27 May 2012

Simic

Intense experience eludes language. Language is the Fall from the awe and consciousness of being.

What does it all mean, she wanted to know? What terrified her was the likelihood that it meant nothing.

My student Jeff McRae says, "Life at its best is a beautiful sadness."

Free will is an illusion. In conspiracy theory, the law of gravity is absolute. Planes cannot fly.

Suppose you don't believe in either Hobbes's notion that man is evil and society is good, or Rousseau's that man is good and society is evil. Suppose you believe in the hopeless and messy mixture of everything.

We call "street wise" someone who knows how to look, listen, and interpret the teeming life around him. To walk down a busy city block is a critical act. Literature, aesthetics, and psychology all come into play.

Eternity is the insomnia of Time.

Consciousness: this dying match that sees and knows the name of what is throws its brief light upon.

The closeness of two people listening together to music they both love. There's no more perfect union. I remember a summer evening, a good bottle of white wine, and Helen and I listening to Prez play "Blue Lester." We were so attentive, as only those who have heard a piece a hundred times can be, so this time it seemed the piece lasted forever.

Thoreau loved ants. He'd meet one in the morning and spend the whole day talking to him. Poe often dreamed he was a black pullet pecking in the graveyard on moonlit nights. Hawthorne kept a rusty nail in his shoe as a pet. Melville nursed his melancholy by eating fresh strawberries in cream on summer mornings. Come evenings, Emily Dickinson could see the shadow her brain cast on the bedroom wall. Whitman's beard once caught fire. The firemen came from as far as Louisiana to put it out. Emerson said, "The world is an immense picture book." "Everybody's using its pages to wipe his ass," wrote in response an unknown American genius in the margin of my library book.

"When the entire world was covered with ladybugs," she sighed, "and we made love on the ceiling."

Faulkner somewhere defines poetry as the whole history of the human heart on a head of a pin.

Cold, windy autumn night. A homeless woman on the corner talking to God, and he, as usual, having nothing to say.

He’d explain to me slowly, painstakingly, as if I were feeble-minded, that one should never worry about the future. “We’ll never be so young as we are tonight,” he’d say. “If we are smart, tomorrow we’ll figure out how to pay the rent.” In the end, who could say no?

The cards, the quick hands fluttered. It looked like a cock fight.

I remember my father saying, “Let’s have another bottle of wine so that when we rise from the table we can feel the earth turning under our feet.”

He prayed to God who couldn’t wait for him to die so he can roast him over a slow fire.

The sunset sits down to a feast over the rooftops as the homeless make their beds in the streets.

My old mother, exchanging whispers at dawn with a saint shot full of arrows.

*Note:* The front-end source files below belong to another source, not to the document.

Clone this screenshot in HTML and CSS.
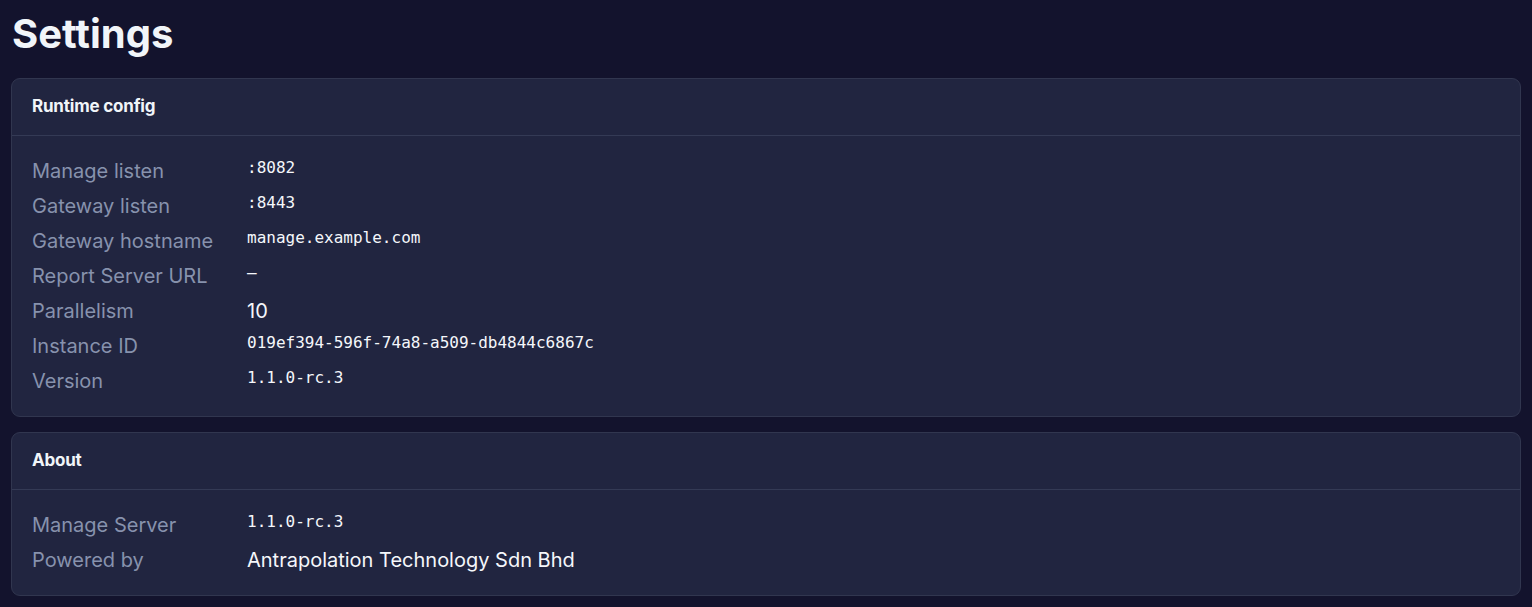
FILE: index.html
```html
<!DOCTYPE html>
<html>
<head>
<meta charset="utf-8">
<link rel="stylesheet" href="styles.css">
</head>
<body>
<main class="page">
  <h1 class="title">Settings</h1>
  <section class="card">
    <div class="card-head">Runtime config</div>
    <dl class="card-body">
      <div class="row"><dt>Manage listen</dt><dd class="mono">:8082</dd></div>
      <div class="row"><dt>Gateway listen</dt><dd class="mono">:8443</dd></div>
      <div class="row"><dt>Gateway hostname</dt><dd class="mono">manage.example.com</dd></div>
      <div class="row"><dt>Report Server URL</dt><dd class="mono">—</dd></div>
      <div class="row"><dt>Parallelism</dt><dd>10</dd></div>
      <div class="row"><dt>Instance ID</dt><dd class="mono">019ef394-596f-74a8-a509-db4844c6867c</dd></div>
      <div class="row"><dt>Version</dt><dd class="mono">1.1.0-rc.3</dd></div>
    </dl>
  </section>
  <section class="card">
    <div class="card-head">About</div>
    <dl class="card-body">
      <div class="row"><dt>Manage Server</dt><dd class="mono">1.1.0-rc.3</dd></div>
      <div class="row"><dt>Powered by</dt><dd>Antrapolation Technology Sdn Bhd</dd></div>
    </dl>
  </section>
</main>
</body>
</html>
```
FILE: styles.css
```css
html, body {
  margin: 0;
  padding: 0;
  background: #13132d;
}
body {
  font-family: Inter, "Noto Sans", sans-serif;
  color: #f1f5f9;
}
.page {
  padding: 8px 11px 12px 11px;
  display: flex;
  flex-direction: column;
  gap: 15px;
}
.title {
  margin: 0 0 3px 0;
  font-size: 40px;
  font-weight: 700;
  line-height: 52px;
  padding-left: 1px;
}
.card {
  background: #212540;
  border: 1px solid #31364f;
  border-radius: 9px;
}
.card-head {
  height: 57px;
  box-sizing: border-box;
  padding: 0 20px 2px 20px;
  display: flex;
  align-items: center;
  font-size: 17px;
  font-weight: 700;
  letter-spacing: -0.2px;
  border-bottom: 1px solid #343a55;
}
.card-body {
  margin: 0;
  padding: 17px 20px 18px 20px;
}
.row {
  display: flex;
  align-items: center;
  height: 35px;
}
.row dt {
  width: 215px;
  flex: none;
  color: #8792ad;
  font-size: 20px;
}
.row dd {
  margin: 0;
  font-size: 20px;
  color: #f5f7fb;
}
.row dd.mono {
  font-family: "DejaVu Sans Mono", "Liberation Mono", monospace;
  font-size: 16px;
  position: relative;
  top: -3px;
}
```
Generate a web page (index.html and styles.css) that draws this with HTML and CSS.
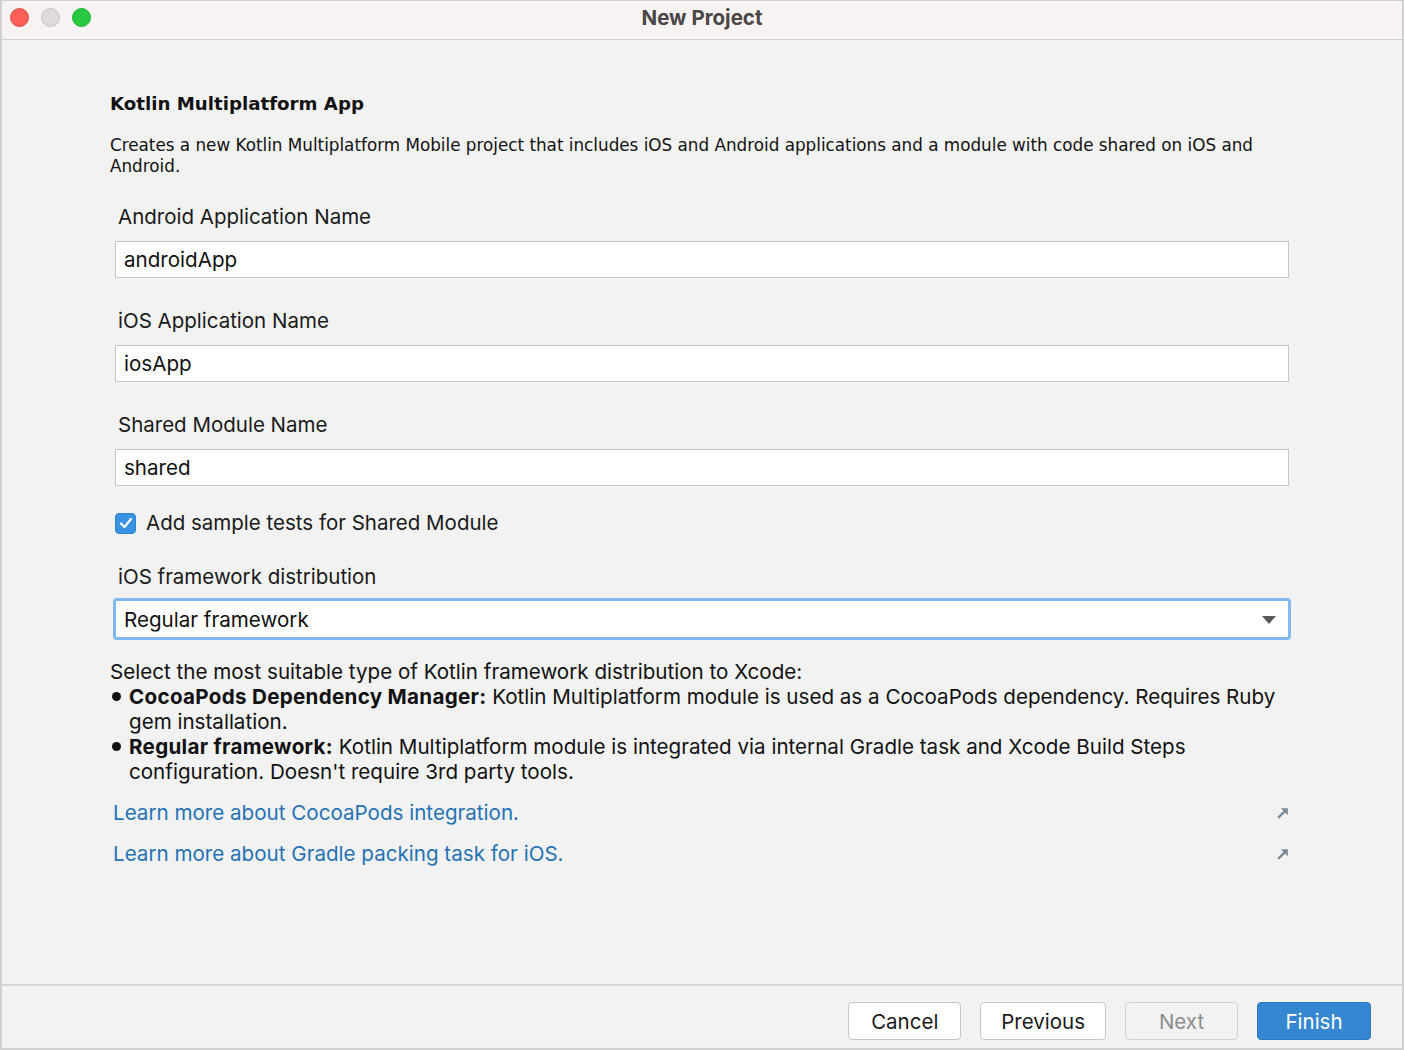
FILE: index.html
```html
<!DOCTYPE html>
<html lang="en">
<head>
<meta charset="utf-8">
<title>New Project</title>
<link rel="stylesheet" href="styles.css">
</head>
<body>
<div class="window">
  <header class="titlebar">
    <div class="lights">
      <span class="light red"></span>
      <span class="light grey"></span>
      <span class="light green"></span>
    </div>
    <div class="title">New Project</div>
  </header>
  <main class="content">
    <h1 class="heading">Kotlin Multiplatform App</h1>
    <p class="desc">Creates a new Kotlin Multiplatform Mobile project that includes iOS and Android applications and a module with code shared on iOS and Android.</p>

    <div class="field">
      <label class="label">Android Application Name</label>
      <div class="input">androidApp</div>
    </div>
    <div class="field">
      <label class="label">iOS Application Name</label>
      <div class="input">iosApp</div>
    </div>
    <div class="field">
      <label class="label">Shared Module Name</label>
      <div class="input">shared</div>
    </div>

    <div class="check">
      <span class="box"><svg width="14" height="12" viewBox="0 0 14 12"><path d="M2 6.5 L5.5 10 L12 2" fill="none" stroke="#fff" stroke-width="2.2" stroke-linecap="round" stroke-linejoin="round"/></svg></span>
      <span class="check-label">Add sample tests for Shared Module</span>
    </div>

    <div class="field field-select">
      <label class="label">iOS framework distribution</label>
      <div class="select">
        <span>Regular framework</span>
        <svg class="caret" width="14" height="8" viewBox="0 0 14 8"><path d="M0 0 H14 L7 8 Z" fill="#5a5a5a"/></svg>
      </div>
    </div>

    <div class="help">
      <p class="help-line">Select the most suitable type of Kotlin framework distribution to Xcode:</p>
      <ul class="bullets">
        <li><span class="dot"></span><span><b>CocoaPods Dependency Manager:</b> Kotlin Multiplatform module is used as a CocoaPods dependency. Requires Ruby gem installation.</span></li>
        <li><span class="dot"></span><span><b>Regular framework:</b> Kotlin Multiplatform module is integrated via internal Gradle task and Xcode Build Steps configuration. Doesn't require 3rd party tools.</span></li>
      </ul>
    </div>

    <div class="links">
      <div class="link-row">
        <a class="link">Learn more about CocoaPods integration.</a>
        <svg class="ext" width="12" height="12" viewBox="0 0 12 12"><path d="M1.8 10.2 L7.2 4.8" stroke="#7b8b97" stroke-width="2.4" stroke-linecap="round"/><path d="M3.8 1.2 H10.8 V8.2 Z" fill="#7b8b97"/></svg>
      </div>
      <div class="link-row">
        <a class="link">Learn more about Gradle packing task for iOS.</a>
        <svg class="ext" width="12" height="12" viewBox="0 0 12 12"><path d="M1.8 10.2 L7.2 4.8" stroke="#7b8b97" stroke-width="2.4" stroke-linecap="round"/><path d="M3.8 1.2 H10.8 V8.2 Z" fill="#7b8b97"/></svg>
      </div>
    </div>
  </main>
  <footer class="footer">
    <button class="btn">Cancel</button>
    <button class="btn">Previous</button>
    <button class="btn disabled">Next</button>
    <button class="btn primary">Finish</button>
  </footer>
</div>
</body>
</html>
```

FILE: styles.css
```css
* { box-sizing: border-box; }
html, body { margin: 0; padding: 0; }
body {
  width: 1404px;
  height: 1050px;
  background: #cfcfcf;
  font-family: "Inter", "Roboto", sans-serif;
  color: #1a1a1a;
}
.window {
  width: 1404px;
  height: 1050px;
  border: 2px solid #d0d0d0;
  border-top-width: 1px;
  background: #f2f2f2;
  display: flex;
  flex-direction: column;
}
.titlebar {
  height: 39px;
  flex: none;
  background: #f7f3f3;
  border-bottom: 1px solid #d2d2d2;
  display: flex;
  align-items: center;
  justify-content: center;
  position: relative;
}
.lights {
  position: absolute;
  left: 8px;
  top: 7px;
  display: flex;
  gap: 12px;
}
.light {
  width: 19px;
  height: 19px;
  border-radius: 50%;
  display: block;
}
.red { background: #fe5f57; border: 1px solid #e2463f; }
.grey { background: #dedada; border: 1px solid #c9c4c4; }
.green { background: #28c840; border: 1px solid #1fae33; }
.title {
  font-family: "Inter", sans-serif;
  font-weight: 700;
  font-size: 20.5px;
  color: #4a4646;
  margin-top: -6px;
}
.content {
  flex: 1;
  padding: 52px 113px 0 108px;
  display: flex;
  flex-direction: column;
}
.heading {
  margin: 0;
  font-family: "DejaVu Sans", sans-serif;
  font-weight: 700;
  font-size: 18.2px;
  line-height: 24px;
  color: #111;
}
.desc {
  margin: 19px 0 0 0;
  font-family: "DejaVu Sans", sans-serif;
  font-size: 16.8px;
  line-height: 21px;
  color: #111;
}
.field { margin-top: 28px; display: flex; flex-direction: column; }
.field + .field { margin-top: 31px; }
.label {
  margin-left: 8px;
  font-size: 20.5px;
  line-height: 24px;
  color: #1a1a1a;
}
.input {
  margin: 12px 0 0 5px;
  height: 37px;
  background: #fff;
  border: 1px solid #c7c7c7;
  padding: 0 8px;
  font-size: 20.6px;
  line-height: 35px;
  color: #111;
}
.check {
  margin: 25px 0 0 5px;
  display: flex;
  align-items: center;
  gap: 10px;
}
.box {
  width: 21px;
  height: 21px;
  border-radius: 4px;
  background: #3a93e2;
  border: 1px solid #2f83d0;
  display: flex;
  align-items: center;
  justify-content: center;
}
.check-label { font-size: 20.5px; line-height: 24px; }
.field-select { margin-top: 30px; }
.select {
  margin: 9px -2px 0 3px;
  height: 42px;
  background: #fff;
  border: 3px solid #80b8f0;
  border-radius: 4px;
  padding: 0 12px 0 8px;
  display: flex;
  align-items: center;
  justify-content: space-between;
  font-size: 20.6px;
  color: #111;
}
.caret { margin-top: 2px; }
.help { margin: 19px 0 0 0; font-size: 20.6px; line-height: 25px; color: #111; }
.help-line { margin: 0; }
.bullets { margin: 0; padding: 0; list-style: none; }
.bullets li { display: flex; align-items: flex-start; gap: 8px; }
.bullets b { letter-spacing: 0.3px; }
.dot {
  flex: none;
  width: 9px;
  height: 9px;
  margin: 8px 0 0 2px;
  border-radius: 50%;
  background: #111;
}
.links { margin: 16px 0 0 3px; display: flex; flex-direction: column; gap: 16px; }
.link-row { display: flex; align-items: center; justify-content: space-between; }
.link { font-size: 20.6px; line-height: 25px; color: #2572b6; }
.footer {
  height: 64px;
  flex: none;
  border-top: 2px solid #d6d6d6;
  display: flex;
  justify-content: flex-end;
  align-items: flex-start;
  gap: 19px;
  padding: 16px 31px 0 0;
}
.btn {
  height: 38px;
  min-width: 113px;
  padding: 0 20px;
  background: #fff;
  border: 1px solid #c6c6c6;
  border-radius: 4px;
  font-family: "Inter", sans-serif;
  font-size: 20.5px;
  color: #1a1a1a;
}
.btn.disabled { background: #f2f2f2; color: #8c8c8c; border-color: #d2d2d2; }
.btn.primary { background: #3687d2; color: #fff; border-color: #2c77c0; min-width: 114px; }
```
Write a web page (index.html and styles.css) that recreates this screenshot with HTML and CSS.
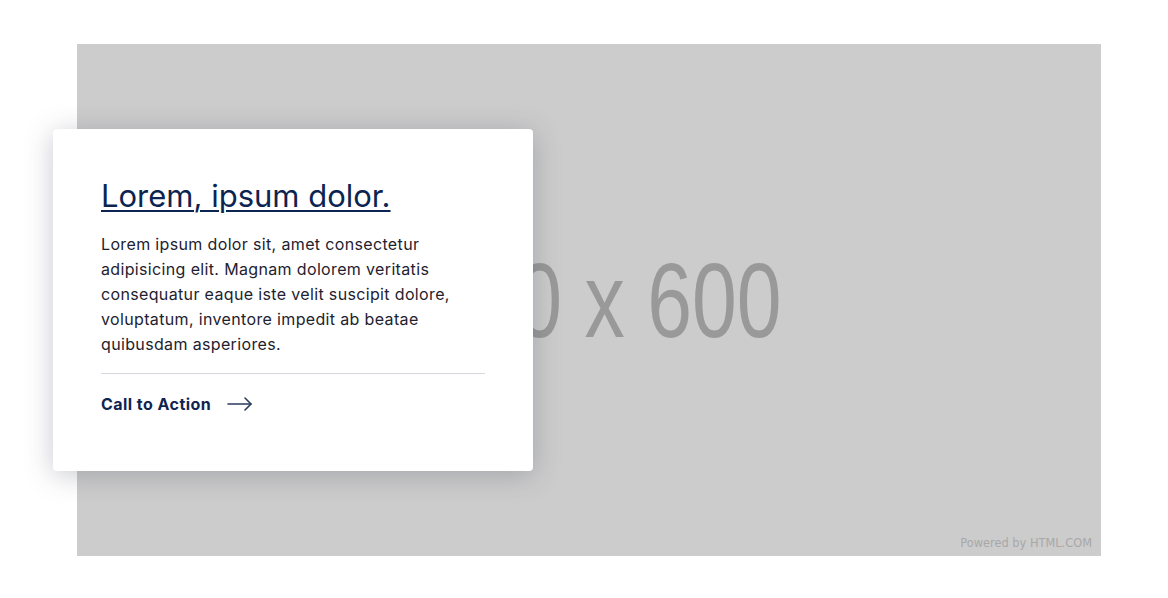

The imagination has moments when it knows what the word “infinity” means.

The beauty of a fleeting moment is eternal.

Birds sing to remind us that we have a soul.

Awe (as in Dickinson) is the beginning of metaphysics. The awe at the multiplicity of things and awe at their suspected unity.

The old woman turning the crank had her eyes raised to heaven in a manner favored by saints who are being tempted by demons.

In the morning she gave me a long kiss in parting, which could have meant anything.